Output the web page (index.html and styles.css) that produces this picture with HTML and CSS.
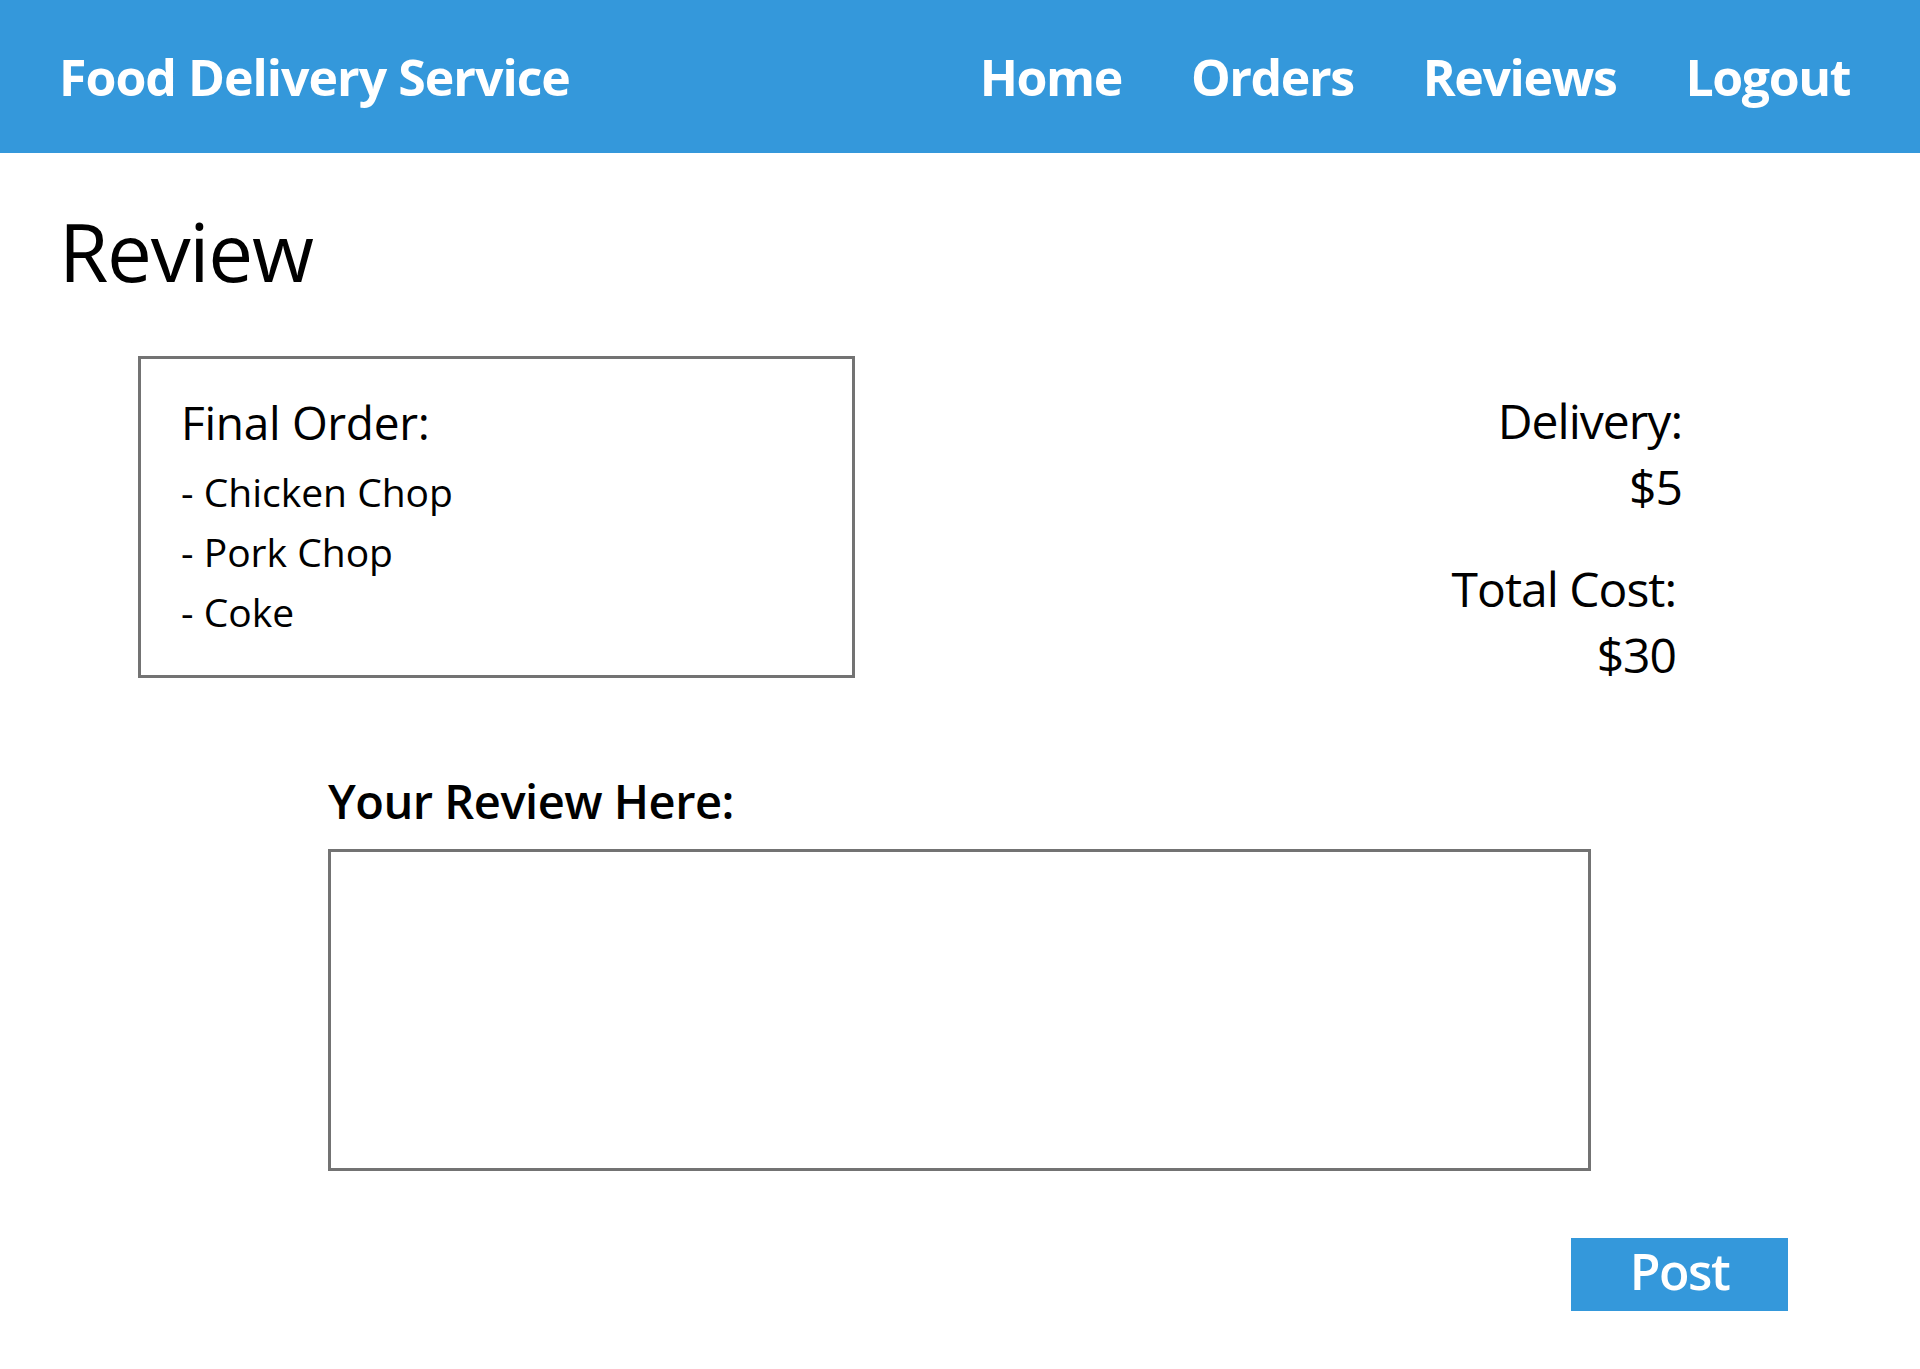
FILE: index.html
```html
<!DOCTYPE html>
<html lang="en">
<head>
<meta charset="utf-8">
<title>Review - Food Delivery Service</title>
<link rel="stylesheet" href="styles.css">
</head>
<body>
<header class="topbar">
  <div class="brand">Food Delivery Service</div>
  <nav class="nav">
    <a class="nav-link" href="#">Home</a>
    <a class="nav-link" href="#">Orders</a>
    <a class="nav-link" href="#">Reviews</a>
    <a class="nav-link" href="#">Logout</a>
  </nav>
</header>
<main class="page">
  <h1 class="page-title">Review</h1>
  <section class="summary">
    <div class="order-box">
      <div class="order-title">Final Order:</div>
      <ul class="order-list">
        <li>- Chicken Chop</li>
        <li>- Pork Chop</li>
        <li>- Coke</li>
      </ul>
    </div>
    <div class="costs">
      <div class="cost cost-delivery">
        <div class="cost-line">Delivery:</div>
        <div class="cost-line">$5</div>
      </div>
      <div class="cost cost-total">
        <div class="cost-line">Total Cost:</div>
        <div class="cost-line">$30</div>
      </div>
    </div>
  </section>
  <section class="review">
    <label class="review-label" for="review-text">Your Review Here:</label>
    <textarea id="review-text" class="review-input"></textarea>
  </section>
  <div class="actions">
    <button class="post-btn" type="button">Post</button>
  </div>
</main>
</body>
</html>
```

FILE: styles.css
```css
* {
  box-sizing: border-box;
}

html, body {
  margin: 0;
  padding: 0;
  background: #ffffff;
}

body {
  font-family: "Open Sans", "Noto Sans", "Liberation Sans", sans-serif;
  color: #000000;
}

.topbar {
  height: 153px;
  background: #3498db;
  display: flex;
  align-items: center;
  justify-content: space-between;
  padding: 0 70px 0 59px;
}

.brand {
  color: #ffffff;
  font-size: 50px;
  font-weight: 700;
  line-height: 1;
  letter-spacing: -1px;
}

.nav {
  display: flex;
  gap: 69px;
}

.nav-link {
  color: #ffffff;
  text-decoration: none;
  font-size: 50px;
  font-weight: 700;
  line-height: 1;
  letter-spacing: -1.4px;
}

.page {
  padding: 0 132px 0 59px;
}

.page-title {
  margin: 58px 0 0 0;
  font-size: 80px;
  font-weight: 400;
  line-height: 80px;
  letter-spacing: -1.3px;
}

.summary {
  margin-top: 65px;
  height: 322px;
  display: flex;
  justify-content: space-between;
  align-items: flex-start;
  padding: 0 106px 0 79px;
}

.order-box {
  width: 717px;
  height: 322px;
  border: 3px solid #737373;
  padding: 35px 38px 33px 40px;
}

.order-title {
  font-size: 46px;
  line-height: 56px;
  letter-spacing: -0.3px;
}

.order-list {
  list-style: none;
  margin: 12px 0 0 0;
  padding: 0;
}

.order-list li {
  font-size: 39px;
  line-height: 60px;
  letter-spacing: 0;
}

.costs {
  margin-top: 32px;
  text-align: right;
}

.cost-line {
  font-size: 48px;
  line-height: 66px;
  letter-spacing: -1px;
}

.cost-total {
  margin-top: 36px;
  margin-right: 6px;
}

.review {
  margin: 90px 0 0 269px;
  width: 1263px;
  display: flex;
  flex-direction: column;
}

.review-label {
  font-size: 47px;
  font-weight: 600;
  line-height: 66px;
  letter-spacing: -0.5px;
}

.review-input {
  margin-top: 15px;
  width: 1263px;
  height: 322px;
  border: 3px solid #737373;
  border-radius: 0;
  resize: none;
  font-family: inherit;
  font-size: 30px;
  padding: 10px;
  outline: none;
}

.actions {
  margin-top: 67px;
  display: flex;
  justify-content: flex-end;
}

.post-btn {
  width: 217px;
  height: 73px;
  border: none;
  border-radius: 0;
  background: #3498db;
  color: #ffffff;
  font-family: inherit;
  font-size: 50px;
  font-weight: 600;
  line-height: 67px;
  padding: 0 0 6px 0;
  letter-spacing: -1.5px;
}
```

**Directions for this task**
Omit pictures; set down the rest of the material word for word.

**Task output**
Output the web page (index.html and styles.css) that produces this picture with HTML and CSS.
FILE: index.html
```html
<!DOCTYPE html>
<html lang="en">
<head>
<meta charset="utf-8">
<title>Review - Food Delivery Service</title>
<link rel="stylesheet" href="styles.css">
</head>
<body>
<header class="topbar">
  <div class="brand">Food Delivery Service</div>
  <nav class="nav">
    <a class="nav-link" href="#">Home</a>
    <a class="nav-link" href="#">Orders</a>
    <a class="nav-link" href="#">Reviews</a>
    <a class="nav-link" href="#">Logout</a>
  </nav>
</header>
<main class="page">
  <h1 class="page-title">Review</h1>
  <section class="summary">
    <div class="order-box">
      <div class="order-title">Final Order:</div>
      <ul class="order-list">
        <li>- Chicken Chop</li>
        <li>- Pork Chop</li>
        <li>- Coke</li>
      </ul>
    </div>
    <div class="costs">
      <div class="cost cost-delivery">
        <div class="cost-line">Delivery:</div>
        <div class="cost-line">$5</div>
      </div>
      <div class="cost cost-total">
        <div class="cost-line">Total Cost:</div>
        <div class="cost-line">$30</div>
      </div>
    </div>
  </section>
  <section class="review">
    <label class="review-label" for="review-text">Your Review Here:</label>
    <textarea id="review-text" class="review-input"></textarea>
  </section>
  <div class="actions">
    <button class="post-btn" type="button">Post</button>
  </div>
</main>
</body>
</html>
```

FILE: styles.css
```css
* {
  box-sizing: border-box;
}

html, body {
  margin: 0;
  padding: 0;
  background: #ffffff;
}

body {
  font-family: "Open Sans", "Noto Sans", "Liberation Sans", sans-serif;
  color: #000000;
}

.topbar {
  height: 153px;
  background: #3498db;
  display: flex;
  align-items: center;
  justify-content: space-between;
  padding: 0 70px 0 59px;
}

.brand {
  color: #ffffff;
  font-size: 50px;
  font-weight: 700;
  line-height: 1;
  letter-spacing: -1px;
}

.nav {
  display: flex;
  gap: 69px;
}

.nav-link {
  color: #ffffff;
  text-decoration: none;
  font-size: 50px;
  font-weight: 700;
  line-height: 1;
  letter-spacing: -1.4px;
}

.page {
  padding: 0 132px 0 59px;
}

.page-title {
  margin: 58px 0 0 0;
  font-size: 80px;
  font-weight: 400;
  line-height: 80px;
  letter-spacing: -1.3px;
}

.summary {
  margin-top: 65px;
  height: 322px;
  display: flex;
  justify-content: space-between;
  align-items: flex-start;
  padding: 0 106px 0 79px;
}

.order-box {
  width: 717px;
  height: 322px;
  border: 3px solid #737373;
  padding: 35px 38px 33px 40px;
}

.order-title {
  font-size: 46px;
  line-height: 56px;
  letter-spacing: -0.3px;
}

.order-list {
  list-style: none;
  margin: 12px 0 0 0;
  padding: 0;
}

.order-list li {
  font-size: 39px;
  line-height: 60px;
  letter-spacing: 0;
}

.costs {
  margin-top: 32px;
  text-align: right;
}

.cost-line {
  font-size: 48px;
  line-height: 66px;
  letter-spacing: -1px;
}

.cost-total {
  margin-top: 36px;
  margin-right: 6px;
}

.review {
  margin: 90px 0 0 269px;
  width: 1263px;
  display: flex;
  flex-direction: column;
}

.review-label {
  font-size: 47px;
  font-weight: 600;
  line-height: 66px;
  letter-spacing: -0.5px;
}

.review-input {
  margin-top: 15px;
  width: 1263px;
  height: 322px;
  border: 3px solid #737373;
  border-radius: 0;
  resize: none;
  font-family: inherit;
  font-size: 30px;
  padding: 10px;
  outline: none;
}

.actions {
  margin-top: 67px;
  display: flex;
  justify-content: flex-end;
}

.post-btn {
  width: 217px;
  height: 73px;
  border: none;
  border-radius: 0;
  background: #3498db;
  color: #ffffff;
  font-family: inherit;
  font-size: 50px;
  font-weight: 600;
  line-height: 67px;
  padding: 0 0 6px 0;
  letter-spacing: -1.5px;
}
```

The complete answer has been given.